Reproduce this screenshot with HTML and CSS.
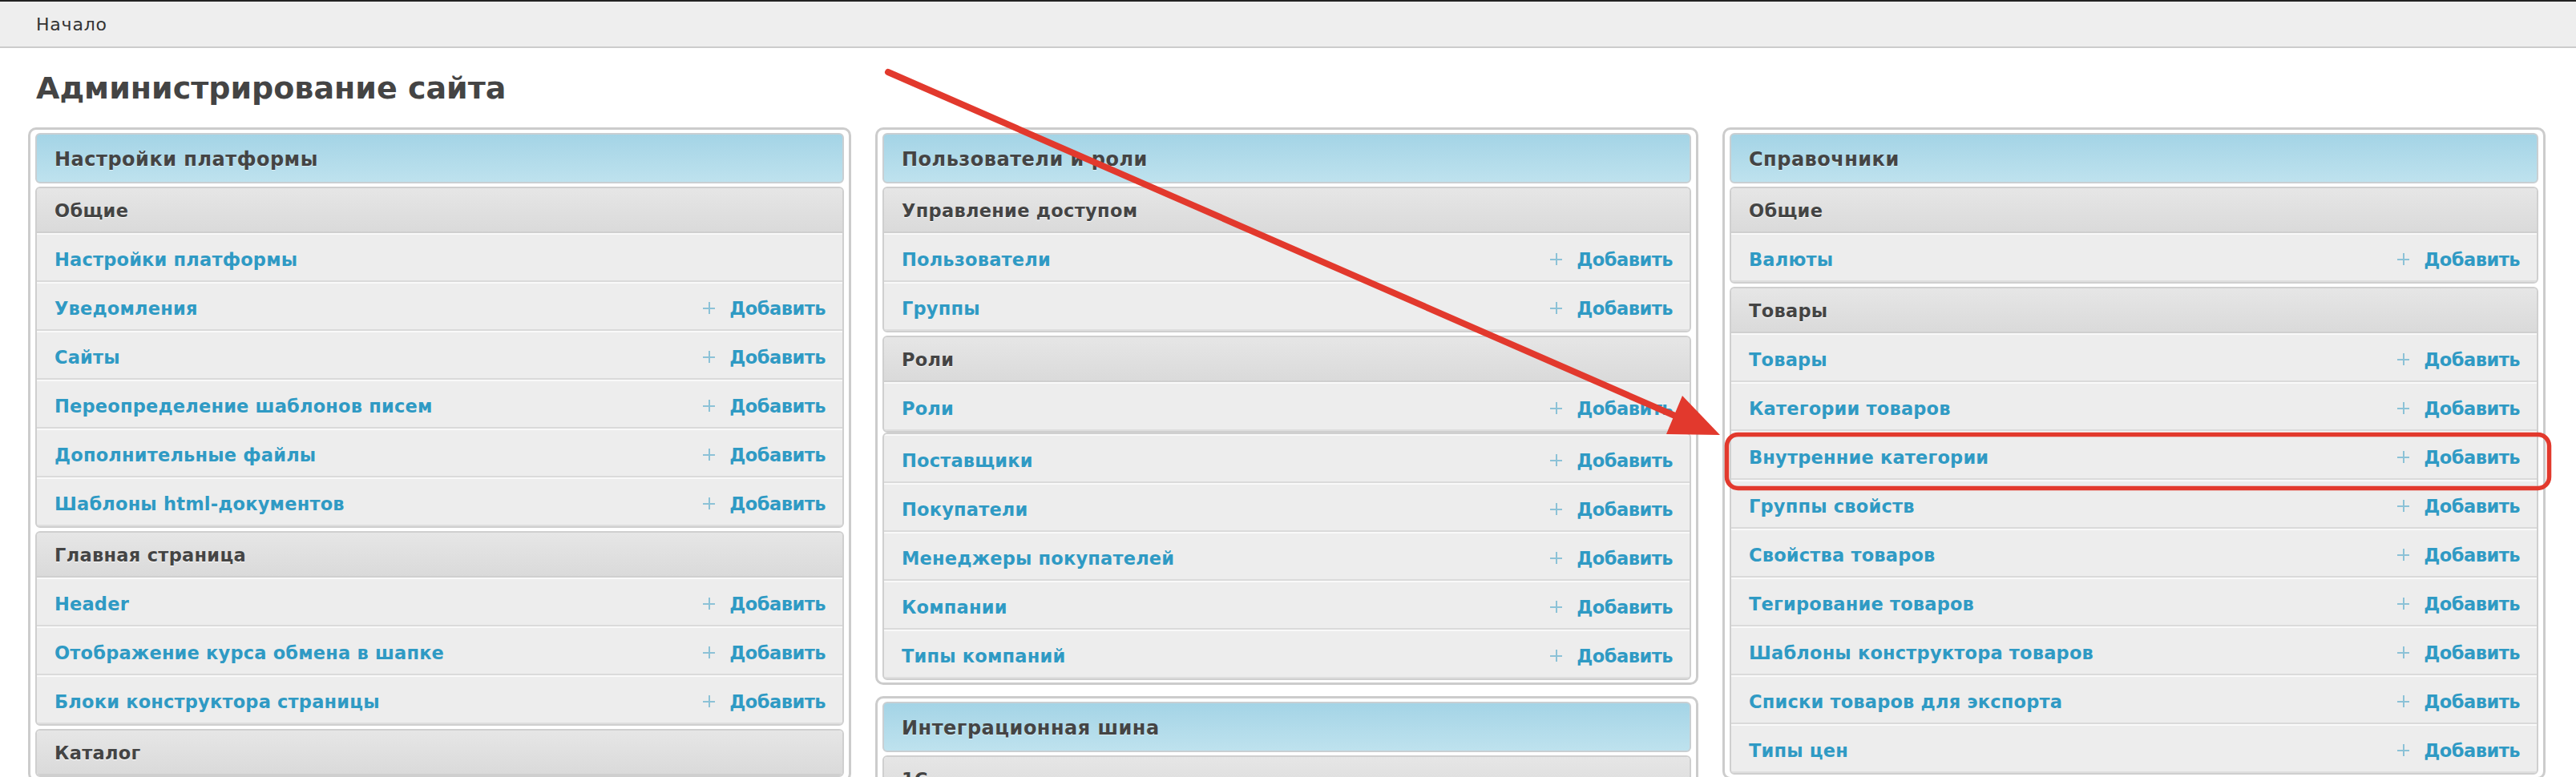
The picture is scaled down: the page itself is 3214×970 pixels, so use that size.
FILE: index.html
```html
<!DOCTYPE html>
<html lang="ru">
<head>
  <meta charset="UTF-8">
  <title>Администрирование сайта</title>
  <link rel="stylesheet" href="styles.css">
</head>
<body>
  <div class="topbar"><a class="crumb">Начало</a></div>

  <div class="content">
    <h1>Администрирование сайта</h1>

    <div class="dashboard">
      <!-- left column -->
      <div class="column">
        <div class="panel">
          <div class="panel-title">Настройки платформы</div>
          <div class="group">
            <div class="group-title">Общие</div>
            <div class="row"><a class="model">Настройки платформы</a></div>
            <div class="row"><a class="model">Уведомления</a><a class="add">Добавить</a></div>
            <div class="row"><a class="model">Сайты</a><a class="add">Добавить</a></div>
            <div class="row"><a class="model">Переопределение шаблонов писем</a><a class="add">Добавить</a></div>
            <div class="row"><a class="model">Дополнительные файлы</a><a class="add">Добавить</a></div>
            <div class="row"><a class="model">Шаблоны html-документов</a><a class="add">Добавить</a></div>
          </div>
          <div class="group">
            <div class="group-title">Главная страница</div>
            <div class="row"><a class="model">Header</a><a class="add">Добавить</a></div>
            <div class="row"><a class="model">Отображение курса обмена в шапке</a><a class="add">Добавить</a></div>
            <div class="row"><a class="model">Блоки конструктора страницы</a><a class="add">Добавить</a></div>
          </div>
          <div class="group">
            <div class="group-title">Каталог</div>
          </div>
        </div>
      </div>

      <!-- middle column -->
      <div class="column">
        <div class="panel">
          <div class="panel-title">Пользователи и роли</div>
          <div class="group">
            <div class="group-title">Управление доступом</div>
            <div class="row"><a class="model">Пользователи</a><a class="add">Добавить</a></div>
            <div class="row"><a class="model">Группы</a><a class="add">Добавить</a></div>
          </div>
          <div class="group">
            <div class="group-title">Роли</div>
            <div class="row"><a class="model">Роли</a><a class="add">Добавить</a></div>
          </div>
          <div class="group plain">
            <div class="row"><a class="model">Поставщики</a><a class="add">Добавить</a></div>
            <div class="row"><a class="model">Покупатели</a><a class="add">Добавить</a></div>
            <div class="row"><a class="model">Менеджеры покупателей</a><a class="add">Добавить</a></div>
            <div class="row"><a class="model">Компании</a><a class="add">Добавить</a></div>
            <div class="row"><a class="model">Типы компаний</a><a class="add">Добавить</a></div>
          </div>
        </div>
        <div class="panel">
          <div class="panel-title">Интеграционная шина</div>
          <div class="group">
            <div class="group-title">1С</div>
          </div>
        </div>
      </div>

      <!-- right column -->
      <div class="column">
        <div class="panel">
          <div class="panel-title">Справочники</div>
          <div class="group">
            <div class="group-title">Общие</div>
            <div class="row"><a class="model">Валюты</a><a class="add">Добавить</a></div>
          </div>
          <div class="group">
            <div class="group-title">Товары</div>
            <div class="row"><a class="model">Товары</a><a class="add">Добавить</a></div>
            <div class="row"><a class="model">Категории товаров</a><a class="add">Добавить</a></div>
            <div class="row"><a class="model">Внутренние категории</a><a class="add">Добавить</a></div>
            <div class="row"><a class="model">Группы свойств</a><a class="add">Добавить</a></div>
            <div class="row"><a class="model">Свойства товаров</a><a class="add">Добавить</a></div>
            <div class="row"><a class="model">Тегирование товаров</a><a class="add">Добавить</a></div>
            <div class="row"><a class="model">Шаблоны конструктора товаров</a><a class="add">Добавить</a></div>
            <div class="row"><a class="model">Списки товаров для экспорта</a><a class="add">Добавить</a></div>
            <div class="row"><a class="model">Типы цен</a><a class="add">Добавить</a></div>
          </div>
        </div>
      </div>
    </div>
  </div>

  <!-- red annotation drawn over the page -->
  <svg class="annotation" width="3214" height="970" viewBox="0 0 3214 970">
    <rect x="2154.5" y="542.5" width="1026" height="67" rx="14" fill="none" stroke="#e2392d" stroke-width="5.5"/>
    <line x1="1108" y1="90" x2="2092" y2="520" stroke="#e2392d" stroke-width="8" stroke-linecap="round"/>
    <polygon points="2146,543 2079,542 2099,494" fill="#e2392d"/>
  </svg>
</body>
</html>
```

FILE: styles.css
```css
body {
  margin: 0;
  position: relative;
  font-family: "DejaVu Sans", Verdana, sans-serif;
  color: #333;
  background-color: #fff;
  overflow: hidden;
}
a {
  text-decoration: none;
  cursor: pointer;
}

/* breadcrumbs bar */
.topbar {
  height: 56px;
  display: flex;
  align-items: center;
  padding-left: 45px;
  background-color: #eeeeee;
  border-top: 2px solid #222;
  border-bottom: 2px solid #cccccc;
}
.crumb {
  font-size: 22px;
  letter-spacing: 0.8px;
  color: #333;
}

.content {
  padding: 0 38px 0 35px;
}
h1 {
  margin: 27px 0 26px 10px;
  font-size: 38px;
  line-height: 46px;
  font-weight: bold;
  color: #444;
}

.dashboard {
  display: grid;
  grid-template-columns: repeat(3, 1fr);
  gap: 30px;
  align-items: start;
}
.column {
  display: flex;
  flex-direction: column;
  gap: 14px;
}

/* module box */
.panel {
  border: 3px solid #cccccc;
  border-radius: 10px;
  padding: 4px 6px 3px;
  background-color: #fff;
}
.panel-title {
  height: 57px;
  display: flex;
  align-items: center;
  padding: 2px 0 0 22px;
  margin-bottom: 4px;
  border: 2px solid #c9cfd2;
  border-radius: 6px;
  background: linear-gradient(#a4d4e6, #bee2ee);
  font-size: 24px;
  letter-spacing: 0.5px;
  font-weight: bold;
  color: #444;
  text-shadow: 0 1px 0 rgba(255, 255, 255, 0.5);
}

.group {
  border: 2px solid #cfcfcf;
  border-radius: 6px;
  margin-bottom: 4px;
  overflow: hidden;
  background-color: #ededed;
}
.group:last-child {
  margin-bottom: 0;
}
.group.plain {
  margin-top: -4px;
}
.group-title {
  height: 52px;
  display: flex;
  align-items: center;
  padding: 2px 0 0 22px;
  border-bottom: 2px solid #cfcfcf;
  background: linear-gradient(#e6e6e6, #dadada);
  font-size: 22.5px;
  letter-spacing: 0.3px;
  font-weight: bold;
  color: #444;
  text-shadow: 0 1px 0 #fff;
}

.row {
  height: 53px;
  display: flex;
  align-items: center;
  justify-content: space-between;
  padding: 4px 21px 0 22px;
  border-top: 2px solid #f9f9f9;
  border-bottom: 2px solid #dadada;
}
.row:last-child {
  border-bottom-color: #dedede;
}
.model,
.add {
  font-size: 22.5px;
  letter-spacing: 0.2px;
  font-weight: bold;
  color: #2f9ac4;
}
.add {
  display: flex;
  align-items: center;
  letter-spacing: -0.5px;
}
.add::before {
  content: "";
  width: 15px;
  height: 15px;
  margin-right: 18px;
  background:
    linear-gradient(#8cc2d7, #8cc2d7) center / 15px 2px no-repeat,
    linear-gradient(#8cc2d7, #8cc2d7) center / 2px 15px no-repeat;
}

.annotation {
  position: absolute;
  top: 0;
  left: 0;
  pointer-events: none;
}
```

**WHAT IS EXPECTED**
Without including any pictures, print all of the material exactly as given.

**FINAL ANSWER**
Reproduce this screenshot with HTML and CSS.
The picture is scaled down: the page itself is 3214×970 pixels, so use that size.
FILE: index.html
```html
<!DOCTYPE html>
<html lang="ru">
<head>
  <meta charset="UTF-8">
  <title>Администрирование сайта</title>
  <link rel="stylesheet" href="styles.css">
</head>
<body>
  <div class="topbar"><a class="crumb">Начало</a></div>

  <div class="content">
    <h1>Администрирование сайта</h1>

    <div class="dashboard">
      <!-- left column -->
      <div class="column">
        <div class="panel">
          <div class="panel-title">Настройки платформы</div>
          <div class="group">
            <div class="group-title">Общие</div>
            <div class="row"><a class="model">Настройки платформы</a></div>
            <div class="row"><a class="model">Уведомления</a><a class="add">Добавить</a></div>
            <div class="row"><a class="model">Сайты</a><a class="add">Добавить</a></div>
            <div class="row"><a class="model">Переопределение шаблонов писем</a><a class="add">Добавить</a></div>
            <div class="row"><a class="model">Дополнительные файлы</a><a class="add">Добавить</a></div>
            <div class="row"><a class="model">Шаблоны html-документов</a><a class="add">Добавить</a></div>
          </div>
          <div class="group">
            <div class="group-title">Главная страница</div>
            <div class="row"><a class="model">Header</a><a class="add">Добавить</a></div>
            <div class="row"><a class="model">Отображение курса обмена в шапке</a><a class="add">Добавить</a></div>
            <div class="row"><a class="model">Блоки конструктора страницы</a><a class="add">Добавить</a></div>
          </div>
          <div class="group">
            <div class="group-title">Каталог</div>
          </div>
        </div>
      </div>

      <!-- middle column -->
      <div class="column">
        <div class="panel">
          <div class="panel-title">Пользователи и роли</div>
          <div class="group">
            <div class="group-title">Управление доступом</div>
            <div class="row"><a class="model">Пользователи</a><a class="add">Добавить</a></div>
            <div class="row"><a class="model">Группы</a><a class="add">Добавить</a></div>
          </div>
          <div class="group">
            <div class="group-title">Роли</div>
            <div class="row"><a class="model">Роли</a><a class="add">Добавить</a></div>
          </div>
          <div class="group plain">
            <div class="row"><a class="model">Поставщики</a><a class="add">Добавить</a></div>
            <div class="row"><a class="model">Покупатели</a><a class="add">Добавить</a></div>
            <div class="row"><a class="model">Менеджеры покупателей</a><a class="add">Добавить</a></div>
            <div class="row"><a class="model">Компании</a><a class="add">Добавить</a></div>
            <div class="row"><a class="model">Типы компаний</a><a class="add">Добавить</a></div>
          </div>
        </div>
        <div class="panel">
          <div class="panel-title">Интеграционная шина</div>
          <div class="group">
            <div class="group-title">1С</div>
          </div>
        </div>
      </div>

      <!-- right column -->
      <div class="column">
        <div class="panel">
          <div class="panel-title">Справочники</div>
          <div class="group">
            <div class="group-title">Общие</div>
            <div class="row"><a class="model">Валюты</a><a class="add">Добавить</a></div>
          </div>
          <div class="group">
            <div class="group-title">Товары</div>
            <div class="row"><a class="model">Товары</a><a class="add">Добавить</a></div>
            <div class="row"><a class="model">Категории товаров</a><a class="add">Добавить</a></div>
            <div class="row"><a class="model">Внутренние категории</a><a class="add">Добавить</a></div>
            <div class="row"><a class="model">Группы свойств</a><a class="add">Добавить</a></div>
            <div class="row"><a class="model">Свойства товаров</a><a class="add">Добавить</a></div>
            <div class="row"><a class="model">Тегирование товаров</a><a class="add">Добавить</a></div>
            <div class="row"><a class="model">Шаблоны конструктора товаров</a><a class="add">Добавить</a></div>
            <div class="row"><a class="model">Списки товаров для экспорта</a><a class="add">Добавить</a></div>
            <div class="row"><a class="model">Типы цен</a><a class="add">Добавить</a></div>
          </div>
        </div>
      </div>
    </div>
  </div>

  <!-- red annotation drawn over the page -->
  <svg class="annotation" width="3214" height="970" viewBox="0 0 3214 970">
    <rect x="2154.5" y="542.5" width="1026" height="67" rx="14" fill="none" stroke="#e2392d" stroke-width="5.5"/>
    <line x1="1108" y1="90" x2="2092" y2="520" stroke="#e2392d" stroke-width="8" stroke-linecap="round"/>
    <polygon points="2146,543 2079,542 2099,494" fill="#e2392d"/>
  </svg>
</body>
</html>
```

FILE: styles.css
```css
body {
  margin: 0;
  position: relative;
  font-family: "DejaVu Sans", Verdana, sans-serif;
  color: #333;
  background-color: #fff;
  overflow: hidden;
}
a {
  text-decoration: none;
  cursor: pointer;
}

/* breadcrumbs bar */
.topbar {
  height: 56px;
  display: flex;
  align-items: center;
  padding-left: 45px;
  background-color: #eeeeee;
  border-top: 2px solid #222;
  border-bottom: 2px solid #cccccc;
}
.crumb {
  font-size: 22px;
  letter-spacing: 0.8px;
  color: #333;
}

.content {
  padding: 0 38px 0 35px;
}
h1 {
  margin: 27px 0 26px 10px;
  font-size: 38px;
  line-height: 46px;
  font-weight: bold;
  color: #444;
}

.dashboard {
  display: grid;
  grid-template-columns: repeat(3, 1fr);
  gap: 30px;
  align-items: start;
}
.column {
  display: flex;
  flex-direction: column;
  gap: 14px;
}

/* module box */
.panel {
  border: 3px solid #cccccc;
  border-radius: 10px;
  padding: 4px 6px 3px;
  background-color: #fff;
}
.panel-title {
  height: 57px;
  display: flex;
  align-items: center;
  padding: 2px 0 0 22px;
  margin-bottom: 4px;
  border: 2px solid #c9cfd2;
  border-radius: 6px;
  background: linear-gradient(#a4d4e6, #bee2ee);
  font-size: 24px;
  letter-spacing: 0.5px;
  font-weight: bold;
  color: #444;
  text-shadow: 0 1px 0 rgba(255, 255, 255, 0.5);
}

.group {
  border: 2px solid #cfcfcf;
  border-radius: 6px;
  margin-bottom: 4px;
  overflow: hidden;
  background-color: #ededed;
}
.group:last-child {
  margin-bottom: 0;
}
.group.plain {
  margin-top: -4px;
}
.group-title {
  height: 52px;
  display: flex;
  align-items: center;
  padding: 2px 0 0 22px;
  border-bottom: 2px solid #cfcfcf;
  background: linear-gradient(#e6e6e6, #dadada);
  font-size: 22.5px;
  letter-spacing: 0.3px;
  font-weight: bold;
  color: #444;
  text-shadow: 0 1px 0 #fff;
}

.row {
  height: 53px;
  display: flex;
  align-items: center;
  justify-content: space-between;
  padding: 4px 21px 0 22px;
  border-top: 2px solid #f9f9f9;
  border-bottom: 2px solid #dadada;
}
.row:last-child {
  border-bottom-color: #dedede;
}
.model,
.add {
  font-size: 22.5px;
  letter-spacing: 0.2px;
  font-weight: bold;
  color: #2f9ac4;
}
.add {
  display: flex;
  align-items: center;
  letter-spacing: -0.5px;
}
.add::before {
  content: "";
  width: 15px;
  height: 15px;
  margin-right: 18px;
  background:
    linear-gradient(#8cc2d7, #8cc2d7) center / 15px 2px no-repeat,
    linear-gradient(#8cc2d7, #8cc2d7) center / 2px 15px no-repeat;
}

.annotation {
  position: absolute;
  top: 0;
  left: 0;
  pointer-events: none;
}
```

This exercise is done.